• **Data for this exercise**
-.-.-
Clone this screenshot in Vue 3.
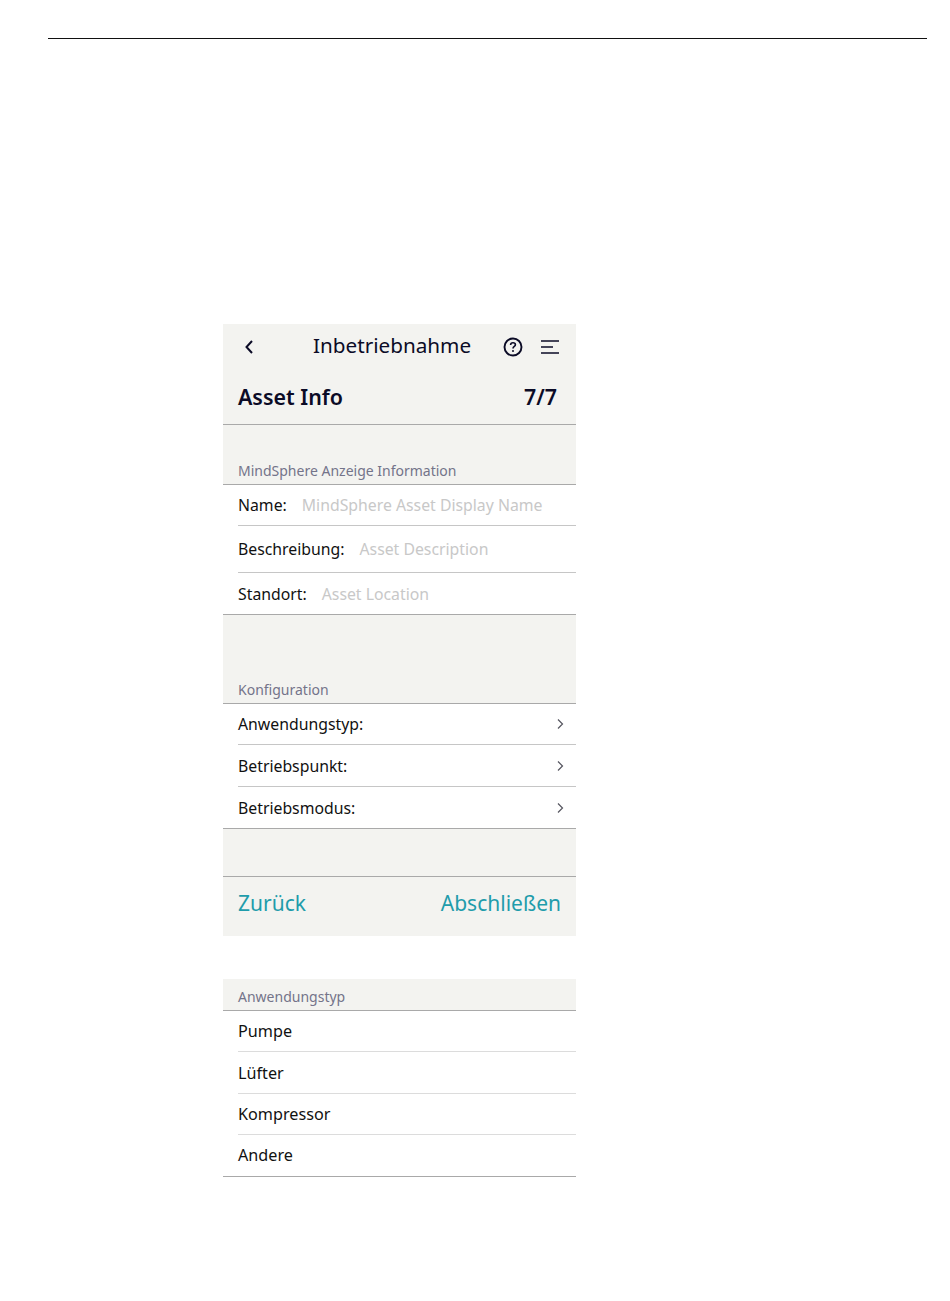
<script setup>
const infoRows = [
  { label: 'Name:', hint: 'MindSphere Asset Display Name', cls: 'h40' },
  { label: 'Beschreibung:', hint: 'Asset Description', cls: 'h46' },
  { label: 'Standort:', hint: 'Asset Location', cls: 'h41' },
];
const configRows = [
  { label: 'Anwendungstyp:', cls: 'h40' },
  { label: 'Betriebspunkt:', cls: 'h41' },
  { label: 'Betriebsmodus:', cls: 'h41' },
];
const typeRows = [
  { label: 'Pumpe', cls: 'h40' },
  { label: 'Lüfter', cls: 'h41' },
  { label: 'Kompressor', cls: 'h40' },
  { label: 'Andere', cls: 'h41' },
];
</script>

<template>
  <div class="page">
    <div class="top-rule"></div>

    <section class="panel first">
      <header class="nav">
        <button class="icon-btn back" aria-label="Zurück">
          <svg width="10" height="16" viewBox="0 0 10 16">
            <path d="M8 2 L2.5 8 L8 14" fill="none" stroke="#0b0b26" stroke-width="2" />
          </svg>
        </button>
        <span class="nav-title">Inbetriebnahme</span>
        <svg class="help" width="20" height="20" viewBox="0 0 20 20">
          <circle cx="10" cy="10" r="8.5" fill="none" stroke="#0b0b26" stroke-width="1.9" />
          <path d="M7.6 8 C7.6 6.5 8.7 5.8 10 5.8 C11.4 5.8 12.4 6.6 12.4 7.8 C12.4 9.4 10 9.4 10 11.4" fill="none" stroke="#0b0b26" stroke-width="1.6" />
          <circle cx="10" cy="14" r="1" fill="#0b0b26" />
        </svg>
        <svg class="menu" width="18" height="14" viewBox="0 0 18 14">
          <path d="M0 1 H18 M0 7 H12 M0 13 H18" fill="none" stroke="#0b0b26" stroke-width="1.7" />
        </svg>
      </header>

      <div class="step">
        <h1>Asset Info</h1>
        <span class="count">7/7</span>
      </div>

      <div class="caption info-caption">MindSphere Anzeige Information</div>
      <ul class="list">
        <li v-for="row in infoRows" :key="row.label" :class="row.cls">
          <div class="row-inner">
            <span class="label">{{ row.label }}</span>
            <span class="hint">{{ row.hint }}</span>
          </div>
        </li>
      </ul>

      <div class="caption config-caption">Konfiguration</div>
      <ul class="list">
        <li v-for="row in configRows" :key="row.label" :class="row.cls">
          <div class="row-inner">
            <span class="label">{{ row.label }}</span>
            <svg class="chevron" width="8" height="12" viewBox="0 0 8 12">
              <path d="M2 1.5 L6.5 6 L2 10.5" fill="none" stroke="#55555f" stroke-width="1.2" />
            </svg>
          </div>
        </li>
      </ul>

      <div class="spacer"></div>
      <footer class="actions">
        <a>Zurück</a>
        <a>Abschließen</a>
      </footer>
    </section>

    <section class="panel second">
      <div class="caption type-caption">Anwendungstyp</div>
      <ul class="list light">
        <li v-for="row in typeRows" :key="row.label" :class="row.cls">
          <div class="row-inner">
            <span class="label">{{ row.label }}</span>
          </div>
        </li>
      </ul>
    </section>
  </div>
</template>

<style>
body {
  background: #fff;
}
</style>

<style scoped>
.page {
  height: 1301px;
  overflow: hidden;
  background: #fff;
  font-family: "Noto Sans", "Open Sans", sans-serif;
  padding-top: 38px;
  box-sizing: border-box;
}

.top-rule {
  height: 1px;
  width: 879px;
  margin-left: 48px;
  background: #111;
}

.panel {
  width: 353px;
  margin-left: 223px;
  background: #f3f3f0;
}

.first {
  margin-top: 285px;
}

.second {
  margin-top: 43px;
}

.nav {
  height: 45px;
  display: flex;
  align-items: center;
  color: #0b0b26;
}

.icon-btn {
  border: none;
  background: none;
  padding: 0;
  margin-left: 21px;
  display: flex;
}

.nav-title {
  font-size: 20.7px;
  margin-left: 59px;
  width: 191px;
  padding-bottom: 3px;
  white-space: nowrap;
}

.help {
  margin-left: -1px;
}

.menu {
  margin-left: 18px;
}

.step {
  height: 56px;
  padding: 0 19px 0 15px;
  box-sizing: border-box;
  display: flex;
  align-items: center;
  justify-content: space-between;
  border-bottom: 1px solid #a9a9a9;
  color: #0b0b26;
  font-size: 21.4px;
  font-weight: 600;
}

.step h1 {
  margin: 0;
  font: inherit;
}

.caption {
  display: flex;
  align-items: flex-end;
  padding: 0 15px 4px;
  box-sizing: border-box;
  font-size: 14px;
  line-height: 18px;
  color: #74748a;
  border-bottom: 1px solid #a9a9a9;
}

.info-caption {
  height: 60px;
}

.config-caption {
  height: 89px;
}

.type-caption {
  height: 32px;
}

.list {
  list-style: none;
  margin: 0;
  padding: 0;
  background: #fff;
  border-bottom: 1px solid #a9a9a9;
}

.list li {
  padding-left: 15px;
  box-sizing: border-box;
}

.list .h40 { height: 41px; }
.list .h41 { height: 42px; }
.list .h46 { height: 47px; }
.list li:last-child { height: 41px; }

.row-inner {
  height: 100%;
  box-sizing: border-box;
  display: flex;
  align-items: center;
  padding-right: 12px;
  border-bottom: 1px solid #c6c6c6;
  font-size: 15.8px;
  color: #111;
}

.light .row-inner {
  border-bottom-color: #dcdcdc;
  font-size: 16.2px;
}

.light li:last-child .label {
  margin-bottom: 2px;
}

.list li:last-child .row-inner {
  border-bottom: none;
}

.label {
  white-space: nowrap;
}

.hint {
  margin-left: 15px;
  color: #c8c8c8;
  white-space: nowrap;
}

.chevron {
  margin-left: auto;
}

.spacer {
  height: 47px;
}

.actions {
  height: 60px;
  box-sizing: border-box;
  border-top: 1px solid #a9a9a9;
  padding: 0 15px 8px;
  display: flex;
  align-items: center;
  justify-content: space-between;
  font-size: 21px;
  color: #1f9cab;
}
</style>
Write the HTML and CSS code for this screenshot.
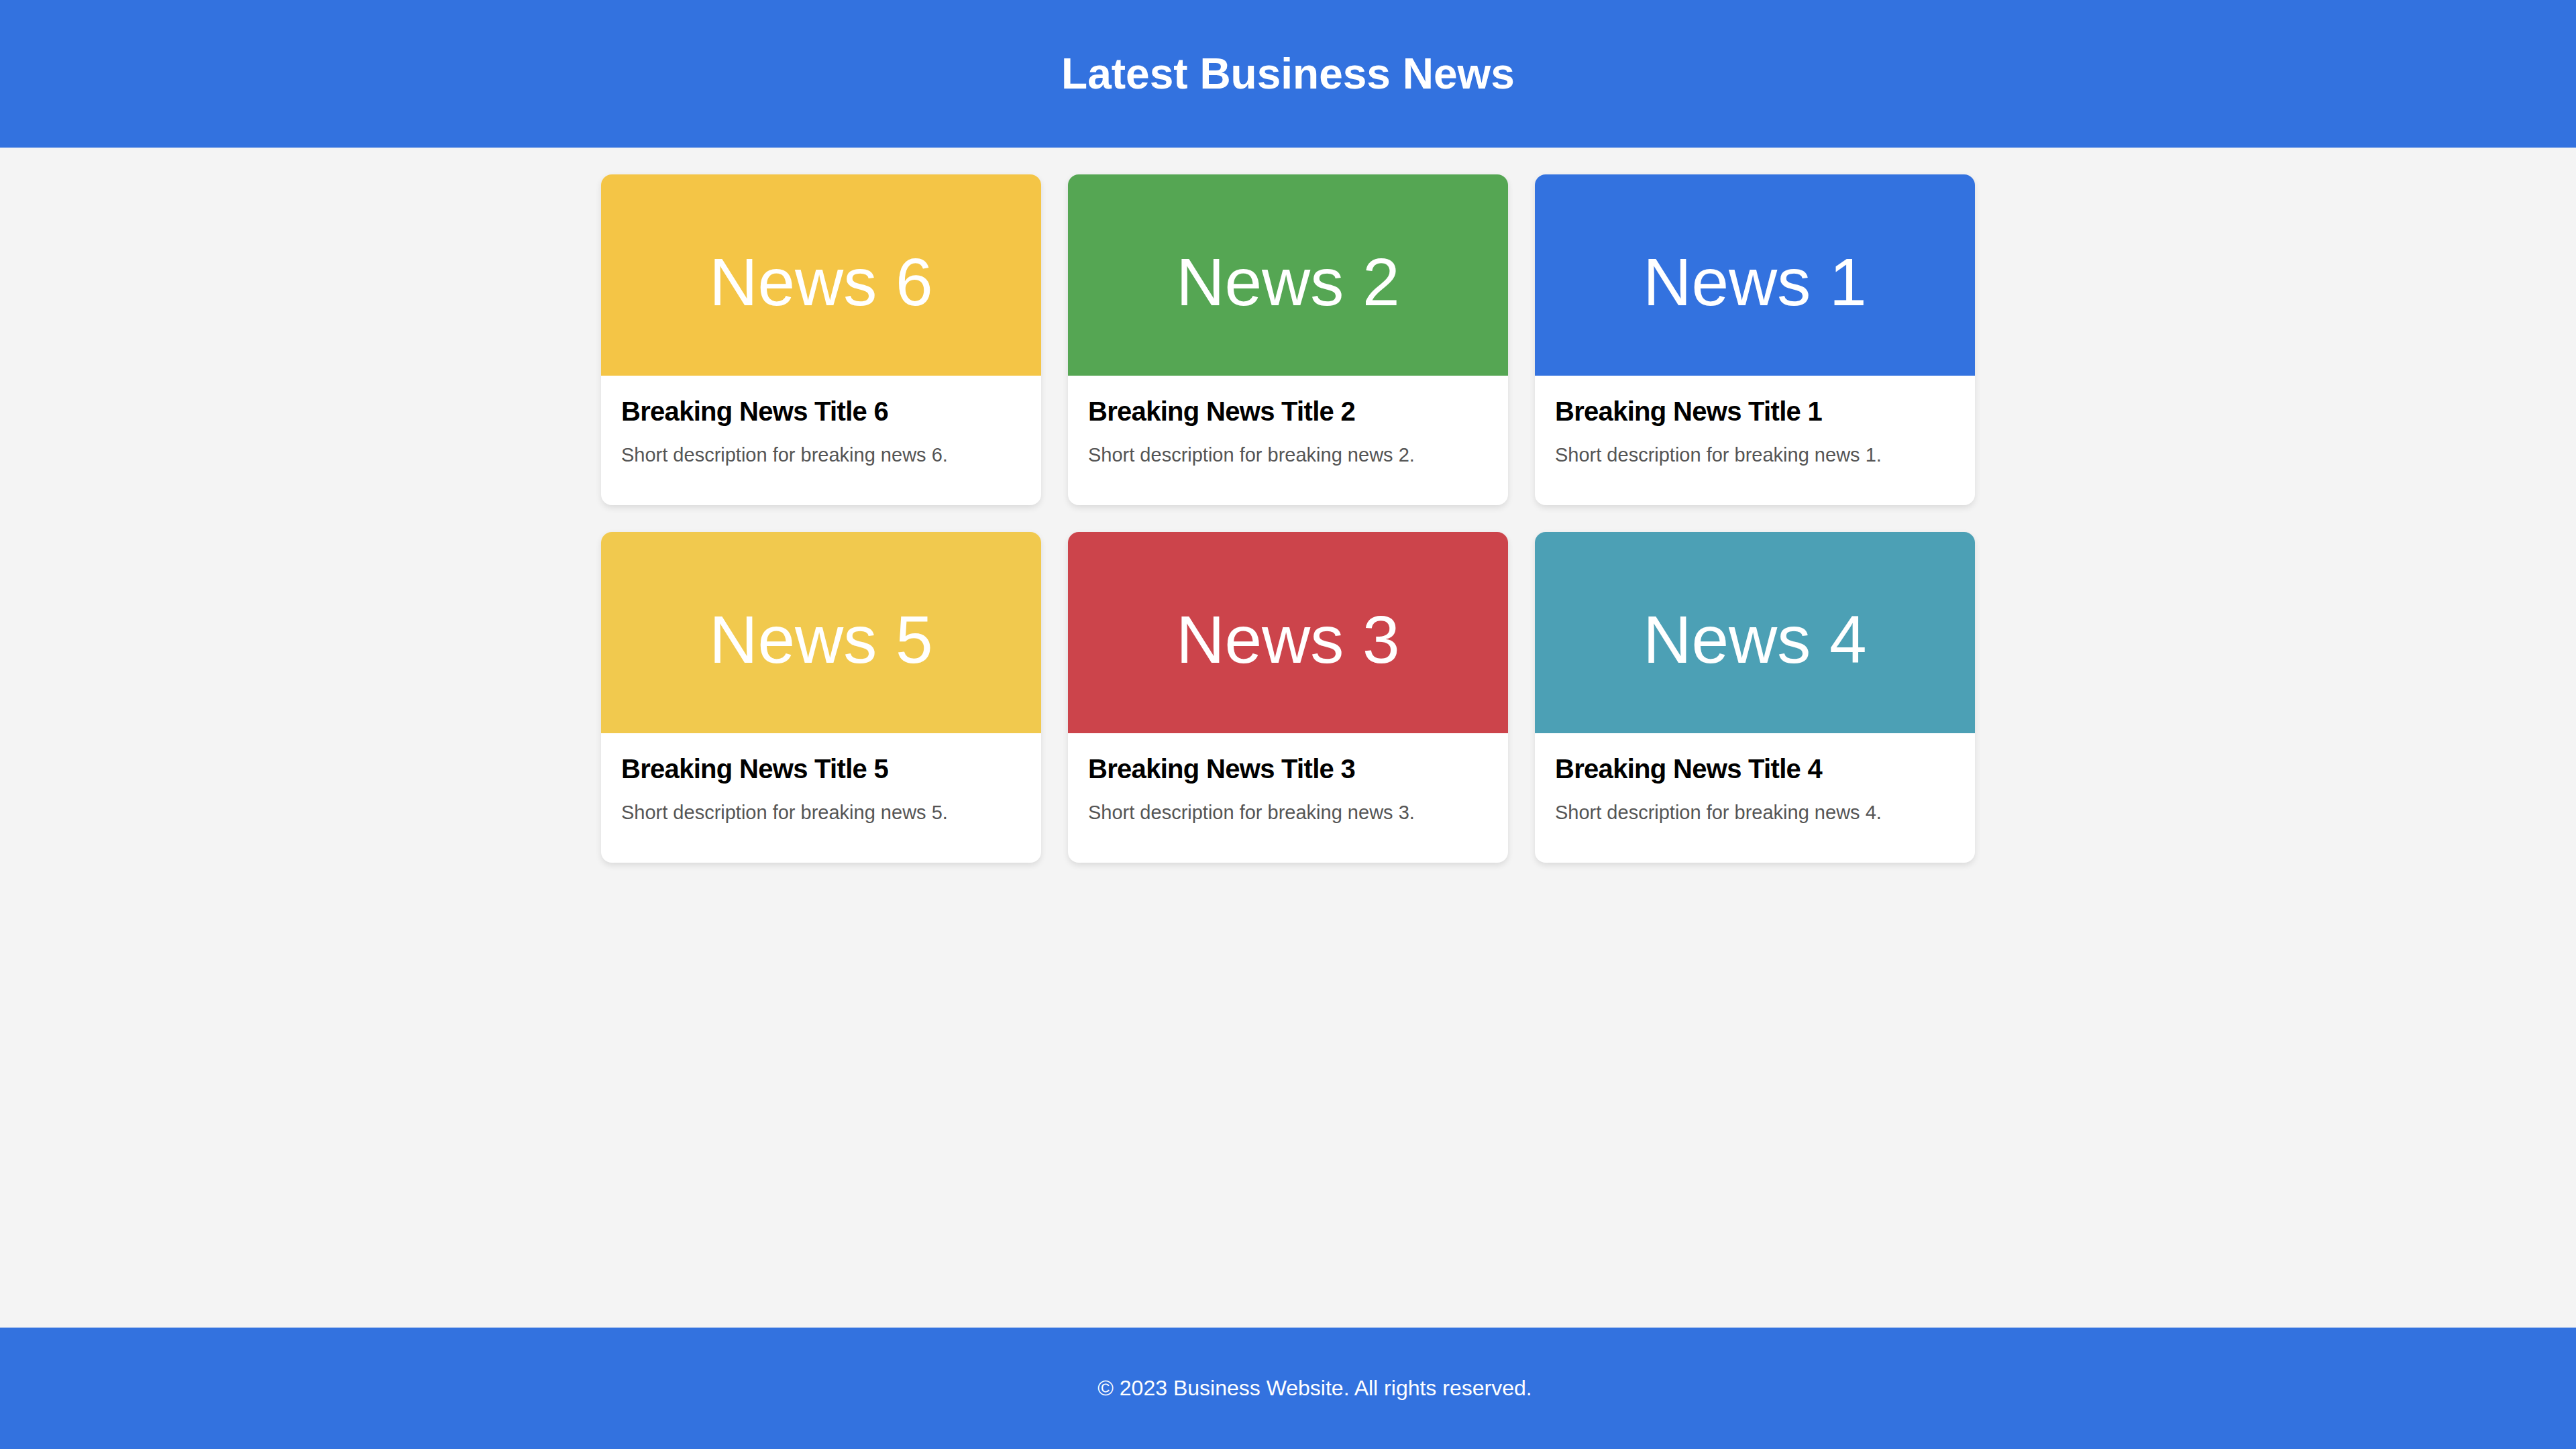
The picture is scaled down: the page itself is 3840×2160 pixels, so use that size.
-.-.-
• **Task description**
Reproduce all the records verbatim, excluding images.

• **Solution to this exercise**
Clone this screenshot in Vue 3.
<script setup>
const infoRows = [
  { label: 'Name:', hint: 'MindSphere Asset Display Name', cls: 'h40' },
  { label: 'Beschreibung:', hint: 'Asset Description', cls: 'h46' },
  { label: 'Standort:', hint: 'Asset Location', cls: 'h41' },
];
const configRows = [
  { label: 'Anwendungstyp:', cls: 'h40' },
  { label: 'Betriebspunkt:', cls: 'h41' },
  { label: 'Betriebsmodus:', cls: 'h41' },
];
const typeRows = [
  { label: 'Pumpe', cls: 'h40' },
  { label: 'Lüfter', cls: 'h41' },
  { label: 'Kompressor', cls: 'h40' },
  { label: 'Andere', cls: 'h41' },
];
</script>

<template>
  <div class="page">
    <div class="top-rule"></div>

    <section class="panel first">
      <header class="nav">
        <button class="icon-btn back" aria-label="Zurück">
          <svg width="10" height="16" viewBox="0 0 10 16">
            <path d="M8 2 L2.5 8 L8 14" fill="none" stroke="#0b0b26" stroke-width="2" />
          </svg>
        </button>
        <span class="nav-title">Inbetriebnahme</span>
        <svg class="help" width="20" height="20" viewBox="0 0 20 20">
          <circle cx="10" cy="10" r="8.5" fill="none" stroke="#0b0b26" stroke-width="1.9" />
          <path d="M7.6 8 C7.6 6.5 8.7 5.8 10 5.8 C11.4 5.8 12.4 6.6 12.4 7.8 C12.4 9.4 10 9.4 10 11.4" fill="none" stroke="#0b0b26" stroke-width="1.6" />
          <circle cx="10" cy="14" r="1" fill="#0b0b26" />
        </svg>
        <svg class="menu" width="18" height="14" viewBox="0 0 18 14">
          <path d="M0 1 H18 M0 7 H12 M0 13 H18" fill="none" stroke="#0b0b26" stroke-width="1.7" />
        </svg>
      </header>

      <div class="step">
        <h1>Asset Info</h1>
        <span class="count">7/7</span>
      </div>

      <div class="caption info-caption">MindSphere Anzeige Information</div>
      <ul class="list">
        <li v-for="row in infoRows" :key="row.label" :class="row.cls">
          <div class="row-inner">
            <span class="label">{{ row.label }}</span>
            <span class="hint">{{ row.hint }}</span>
          </div>
        </li>
      </ul>

      <div class="caption config-caption">Konfiguration</div>
      <ul class="list">
        <li v-for="row in configRows" :key="row.label" :class="row.cls">
          <div class="row-inner">
            <span class="label">{{ row.label }}</span>
            <svg class="chevron" width="8" height="12" viewBox="0 0 8 12">
              <path d="M2 1.5 L6.5 6 L2 10.5" fill="none" stroke="#55555f" stroke-width="1.2" />
            </svg>
          </div>
        </li>
      </ul>

      <div class="spacer"></div>
      <footer class="actions">
        <a>Zurück</a>
        <a>Abschließen</a>
      </footer>
    </section>

    <section class="panel second">
      <div class="caption type-caption">Anwendungstyp</div>
      <ul class="list light">
        <li v-for="row in typeRows" :key="row.label" :class="row.cls">
          <div class="row-inner">
            <span class="label">{{ row.label }}</span>
          </div>
        </li>
      </ul>
    </section>
  </div>
</template>

<style>
body {
  background: #fff;
}
</style>

<style scoped>
.page {
  height: 1301px;
  overflow: hidden;
  background: #fff;
  font-family: "Noto Sans", "Open Sans", sans-serif;
  padding-top: 38px;
  box-sizing: border-box;
}

.top-rule {
  height: 1px;
  width: 879px;
  margin-left: 48px;
  background: #111;
}

.panel {
  width: 353px;
  margin-left: 223px;
  background: #f3f3f0;
}

.first {
  margin-top: 285px;
}

.second {
  margin-top: 43px;
}

.nav {
  height: 45px;
  display: flex;
  align-items: center;
  color: #0b0b26;
}

.icon-btn {
  border: none;
  background: none;
  padding: 0;
  margin-left: 21px;
  display: flex;
}

.nav-title {
  font-size: 20.7px;
  margin-left: 59px;
  width: 191px;
  padding-bottom: 3px;
  white-space: nowrap;
}

.help {
  margin-left: -1px;
}

.menu {
  margin-left: 18px;
}

.step {
  height: 56px;
  padding: 0 19px 0 15px;
  box-sizing: border-box;
  display: flex;
  align-items: center;
  justify-content: space-between;
  border-bottom: 1px solid #a9a9a9;
  color: #0b0b26;
  font-size: 21.4px;
  font-weight: 600;
}

.step h1 {
  margin: 0;
  font: inherit;
}

.caption {
  display: flex;
  align-items: flex-end;
  padding: 0 15px 4px;
  box-sizing: border-box;
  font-size: 14px;
  line-height: 18px;
  color: #74748a;
  border-bottom: 1px solid #a9a9a9;
}

.info-caption {
  height: 60px;
}

.config-caption {
  height: 89px;
}

.type-caption {
  height: 32px;
}

.list {
  list-style: none;
  margin: 0;
  padding: 0;
  background: #fff;
  border-bottom: 1px solid #a9a9a9;
}

.list li {
  padding-left: 15px;
  box-sizing: border-box;
}

.list .h40 { height: 41px; }
.list .h41 { height: 42px; }
.list .h46 { height: 47px; }
.list li:last-child { height: 41px; }

.row-inner {
  height: 100%;
  box-sizing: border-box;
  display: flex;
  align-items: center;
  padding-right: 12px;
  border-bottom: 1px solid #c6c6c6;
  font-size: 15.8px;
  color: #111;
}

.light .row-inner {
  border-bottom-color: #dcdcdc;
  font-size: 16.2px;
}

.light li:last-child .label {
  margin-bottom: 2px;
}

.list li:last-child .row-inner {
  border-bottom: none;
}

.label {
  white-space: nowrap;
}

.hint {
  margin-left: 15px;
  color: #c8c8c8;
  white-space: nowrap;
}

.chevron {
  margin-left: auto;
}

.spacer {
  height: 47px;
}

.actions {
  height: 60px;
  box-sizing: border-box;
  border-top: 1px solid #a9a9a9;
  padding: 0 15px 8px;
  display: flex;
  align-items: center;
  justify-content: space-between;
  font-size: 21px;
  color: #1f9cab;
}
</style>
Write the HTML and CSS code for this screenshot.
The picture is scaled down: the page itself is 3840×2160 pixels, so use that size.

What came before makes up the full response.